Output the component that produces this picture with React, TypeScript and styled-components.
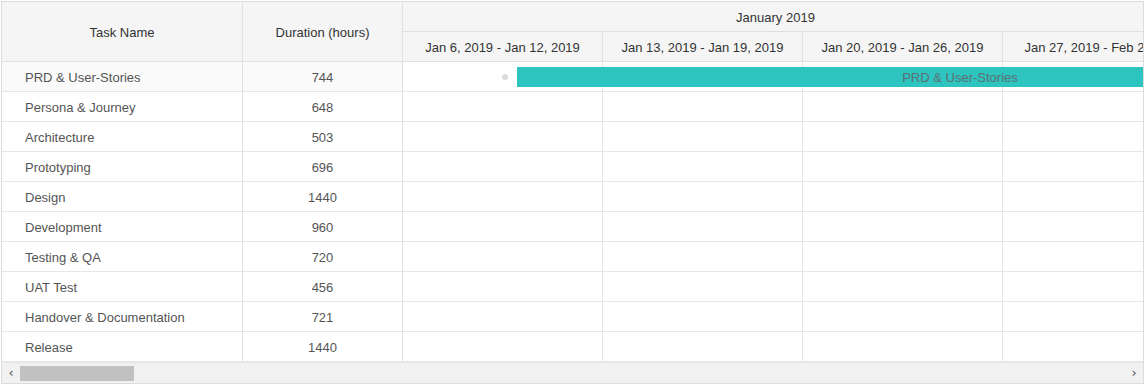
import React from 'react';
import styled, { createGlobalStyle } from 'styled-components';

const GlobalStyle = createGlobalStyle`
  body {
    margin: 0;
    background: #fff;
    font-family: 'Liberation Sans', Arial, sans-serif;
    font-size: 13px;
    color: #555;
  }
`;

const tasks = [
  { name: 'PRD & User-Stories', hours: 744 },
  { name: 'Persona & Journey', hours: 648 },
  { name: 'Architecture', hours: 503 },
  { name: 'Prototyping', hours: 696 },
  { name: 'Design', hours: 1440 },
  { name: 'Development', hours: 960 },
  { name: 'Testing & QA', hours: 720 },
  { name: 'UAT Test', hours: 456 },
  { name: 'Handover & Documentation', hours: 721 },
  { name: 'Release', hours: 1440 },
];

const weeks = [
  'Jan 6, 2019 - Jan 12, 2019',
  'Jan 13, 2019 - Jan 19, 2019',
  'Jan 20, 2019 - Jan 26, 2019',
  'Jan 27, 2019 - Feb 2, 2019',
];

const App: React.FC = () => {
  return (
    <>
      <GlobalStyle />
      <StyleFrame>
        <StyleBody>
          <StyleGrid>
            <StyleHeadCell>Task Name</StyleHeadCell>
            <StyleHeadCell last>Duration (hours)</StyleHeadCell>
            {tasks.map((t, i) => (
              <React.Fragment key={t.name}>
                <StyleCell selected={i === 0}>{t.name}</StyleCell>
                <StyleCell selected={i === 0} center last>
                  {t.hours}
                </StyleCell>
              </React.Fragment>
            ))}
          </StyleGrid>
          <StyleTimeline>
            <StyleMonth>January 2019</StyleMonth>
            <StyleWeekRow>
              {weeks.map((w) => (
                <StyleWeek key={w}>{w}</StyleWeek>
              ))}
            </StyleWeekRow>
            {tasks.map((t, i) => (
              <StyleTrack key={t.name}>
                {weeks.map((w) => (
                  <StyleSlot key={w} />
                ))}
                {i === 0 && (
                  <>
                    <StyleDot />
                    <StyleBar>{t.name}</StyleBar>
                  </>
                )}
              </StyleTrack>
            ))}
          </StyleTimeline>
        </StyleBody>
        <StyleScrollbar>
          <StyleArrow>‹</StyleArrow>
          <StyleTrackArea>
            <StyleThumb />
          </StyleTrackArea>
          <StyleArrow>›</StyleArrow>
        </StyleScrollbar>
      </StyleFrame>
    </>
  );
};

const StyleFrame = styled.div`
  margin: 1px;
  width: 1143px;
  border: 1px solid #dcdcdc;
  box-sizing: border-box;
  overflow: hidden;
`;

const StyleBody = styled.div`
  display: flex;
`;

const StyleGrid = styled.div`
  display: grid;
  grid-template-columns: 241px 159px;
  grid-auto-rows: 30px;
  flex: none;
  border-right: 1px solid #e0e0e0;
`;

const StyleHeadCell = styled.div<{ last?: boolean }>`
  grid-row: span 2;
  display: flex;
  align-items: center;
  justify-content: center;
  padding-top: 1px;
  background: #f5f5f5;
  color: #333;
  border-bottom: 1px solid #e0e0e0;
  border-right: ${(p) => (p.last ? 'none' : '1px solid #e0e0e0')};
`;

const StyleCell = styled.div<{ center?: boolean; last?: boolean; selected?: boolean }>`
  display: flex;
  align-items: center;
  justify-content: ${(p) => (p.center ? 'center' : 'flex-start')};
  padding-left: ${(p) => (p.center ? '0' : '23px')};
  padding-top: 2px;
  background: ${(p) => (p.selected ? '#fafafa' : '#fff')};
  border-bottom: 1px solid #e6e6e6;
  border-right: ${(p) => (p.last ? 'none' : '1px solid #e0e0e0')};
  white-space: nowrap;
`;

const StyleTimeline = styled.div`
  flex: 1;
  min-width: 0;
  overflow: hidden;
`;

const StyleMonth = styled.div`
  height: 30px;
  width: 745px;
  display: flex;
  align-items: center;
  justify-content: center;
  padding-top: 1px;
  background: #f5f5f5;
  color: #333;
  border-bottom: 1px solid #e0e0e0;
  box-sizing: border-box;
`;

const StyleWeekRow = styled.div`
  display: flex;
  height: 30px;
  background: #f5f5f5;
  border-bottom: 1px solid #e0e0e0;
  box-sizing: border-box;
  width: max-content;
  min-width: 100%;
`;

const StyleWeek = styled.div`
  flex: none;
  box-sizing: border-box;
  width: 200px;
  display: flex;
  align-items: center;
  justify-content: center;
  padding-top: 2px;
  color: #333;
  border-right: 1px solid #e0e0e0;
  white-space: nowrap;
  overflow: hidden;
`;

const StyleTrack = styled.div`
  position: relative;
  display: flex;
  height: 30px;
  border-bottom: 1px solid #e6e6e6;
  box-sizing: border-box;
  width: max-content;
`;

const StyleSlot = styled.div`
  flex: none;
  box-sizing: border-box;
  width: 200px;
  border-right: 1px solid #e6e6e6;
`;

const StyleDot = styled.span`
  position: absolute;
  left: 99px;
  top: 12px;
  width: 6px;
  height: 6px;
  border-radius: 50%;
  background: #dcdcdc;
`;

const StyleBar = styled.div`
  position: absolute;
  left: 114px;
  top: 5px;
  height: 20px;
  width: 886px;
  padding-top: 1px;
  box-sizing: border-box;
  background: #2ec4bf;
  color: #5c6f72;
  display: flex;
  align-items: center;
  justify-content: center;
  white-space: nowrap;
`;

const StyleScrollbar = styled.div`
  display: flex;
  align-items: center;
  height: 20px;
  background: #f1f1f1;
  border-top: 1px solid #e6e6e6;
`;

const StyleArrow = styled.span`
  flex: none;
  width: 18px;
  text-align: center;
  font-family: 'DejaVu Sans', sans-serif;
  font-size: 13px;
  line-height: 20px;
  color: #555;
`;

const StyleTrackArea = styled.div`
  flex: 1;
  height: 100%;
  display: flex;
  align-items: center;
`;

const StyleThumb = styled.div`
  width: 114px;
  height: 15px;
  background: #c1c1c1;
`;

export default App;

========================

• Task instructions: Skip every picture and transcribe the data above exactly.

• The reply:
Output the component that produces this picture with React, TypeScript and styled-components.
import React from 'react';
import styled, { createGlobalStyle } from 'styled-components';

const GlobalStyle = createGlobalStyle`
  body {
    margin: 0;
    background: #fff;
    font-family: 'Liberation Sans', Arial, sans-serif;
    font-size: 13px;
    color: #555;
  }
`;

const tasks = [
  { name: 'PRD & User-Stories', hours: 744 },
  { name: 'Persona & Journey', hours: 648 },
  { name: 'Architecture', hours: 503 },
  { name: 'Prototyping', hours: 696 },
  { name: 'Design', hours: 1440 },
  { name: 'Development', hours: 960 },
  { name: 'Testing & QA', hours: 720 },
  { name: 'UAT Test', hours: 456 },
  { name: 'Handover & Documentation', hours: 721 },
  { name: 'Release', hours: 1440 },
];

const weeks = [
  'Jan 6, 2019 - Jan 12, 2019',
  'Jan 13, 2019 - Jan 19, 2019',
  'Jan 20, 2019 - Jan 26, 2019',
  'Jan 27, 2019 - Feb 2, 2019',
];

const App: React.FC = () => {
  return (
    <>
      <GlobalStyle />
      <StyleFrame>
        <StyleBody>
          <StyleGrid>
            <StyleHeadCell>Task Name</StyleHeadCell>
            <StyleHeadCell last>Duration (hours)</StyleHeadCell>
            {tasks.map((t, i) => (
              <React.Fragment key={t.name}>
                <StyleCell selected={i === 0}>{t.name}</StyleCell>
                <StyleCell selected={i === 0} center last>
                  {t.hours}
                </StyleCell>
              </React.Fragment>
            ))}
          </StyleGrid>
          <StyleTimeline>
            <StyleMonth>January 2019</StyleMonth>
            <StyleWeekRow>
              {weeks.map((w) => (
                <StyleWeek key={w}>{w}</StyleWeek>
              ))}
            </StyleWeekRow>
            {tasks.map((t, i) => (
              <StyleTrack key={t.name}>
                {weeks.map((w) => (
                  <StyleSlot key={w} />
                ))}
                {i === 0 && (
                  <>
                    <StyleDot />
                    <StyleBar>{t.name}</StyleBar>
                  </>
                )}
              </StyleTrack>
            ))}
          </StyleTimeline>
        </StyleBody>
        <StyleScrollbar>
          <StyleArrow>‹</StyleArrow>
          <StyleTrackArea>
            <StyleThumb />
          </StyleTrackArea>
          <StyleArrow>›</StyleArrow>
        </StyleScrollbar>
      </StyleFrame>
    </>
  );
};

const StyleFrame = styled.div`
  margin: 1px;
  width: 1143px;
  border: 1px solid #dcdcdc;
  box-sizing: border-box;
  overflow: hidden;
`;

const StyleBody = styled.div`
  display: flex;
`;

const StyleGrid = styled.div`
  display: grid;
  grid-template-columns: 241px 159px;
  grid-auto-rows: 30px;
  flex: none;
  border-right: 1px solid #e0e0e0;
`;

const StyleHeadCell = styled.div<{ last?: boolean }>`
  grid-row: span 2;
  display: flex;
  align-items: center;
  justify-content: center;
  padding-top: 1px;
  background: #f5f5f5;
  color: #333;
  border-bottom: 1px solid #e0e0e0;
  border-right: ${(p) => (p.last ? 'none' : '1px solid #e0e0e0')};
`;

const StyleCell = styled.div<{ center?: boolean; last?: boolean; selected?: boolean }>`
  display: flex;
  align-items: center;
  justify-content: ${(p) => (p.center ? 'center' : 'flex-start')};
  padding-left: ${(p) => (p.center ? '0' : '23px')};
  padding-top: 2px;
  background: ${(p) => (p.selected ? '#fafafa' : '#fff')};
  border-bottom: 1px solid #e6e6e6;
  border-right: ${(p) => (p.last ? 'none' : '1px solid #e0e0e0')};
  white-space: nowrap;
`;

const StyleTimeline = styled.div`
  flex: 1;
  min-width: 0;
  overflow: hidden;
`;

const StyleMonth = styled.div`
  height: 30px;
  width: 745px;
  display: flex;
  align-items: center;
  justify-content: center;
  padding-top: 1px;
  background: #f5f5f5;
  color: #333;
  border-bottom: 1px solid #e0e0e0;
  box-sizing: border-box;
`;

const StyleWeekRow = styled.div`
  display: flex;
  height: 30px;
  background: #f5f5f5;
  border-bottom: 1px solid #e0e0e0;
  box-sizing: border-box;
  width: max-content;
  min-width: 100%;
`;

const StyleWeek = styled.div`
  flex: none;
  box-sizing: border-box;
  width: 200px;
  display: flex;
  align-items: center;
  justify-content: center;
  padding-top: 2px;
  color: #333;
  border-right: 1px solid #e0e0e0;
  white-space: nowrap;
  overflow: hidden;
`;

const StyleTrack = styled.div`
  position: relative;
  display: flex;
  height: 30px;
  border-bottom: 1px solid #e6e6e6;
  box-sizing: border-box;
  width: max-content;
`;

const StyleSlot = styled.div`
  flex: none;
  box-sizing: border-box;
  width: 200px;
  border-right: 1px solid #e6e6e6;
`;

const StyleDot = styled.span`
  position: absolute;
  left: 99px;
  top: 12px;
  width: 6px;
  height: 6px;
  border-radius: 50%;
  background: #dcdcdc;
`;

const StyleBar = styled.div`
  position: absolute;
  left: 114px;
  top: 5px;
  height: 20px;
  width: 886px;
  padding-top: 1px;
  box-sizing: border-box;
  background: #2ec4bf;
  color: #5c6f72;
  display: flex;
  align-items: center;
  justify-content: center;
  white-space: nowrap;
`;

const StyleScrollbar = styled.div`
  display: flex;
  align-items: center;
  height: 20px;
  background: #f1f1f1;
  border-top: 1px solid #e6e6e6;
`;

const StyleArrow = styled.span`
  flex: none;
  width: 18px;
  text-align: center;
  font-family: 'DejaVu Sans', sans-serif;
  font-size: 13px;
  line-height: 20px;
  color: #555;
`;

const StyleTrackArea = styled.div`
  flex: 1;
  height: 100%;
  display: flex;
  align-items: center;
`;

const StyleThumb = styled.div`
  width: 114px;
  height: 15px;
  background: #c1c1c1;
`;

export default App;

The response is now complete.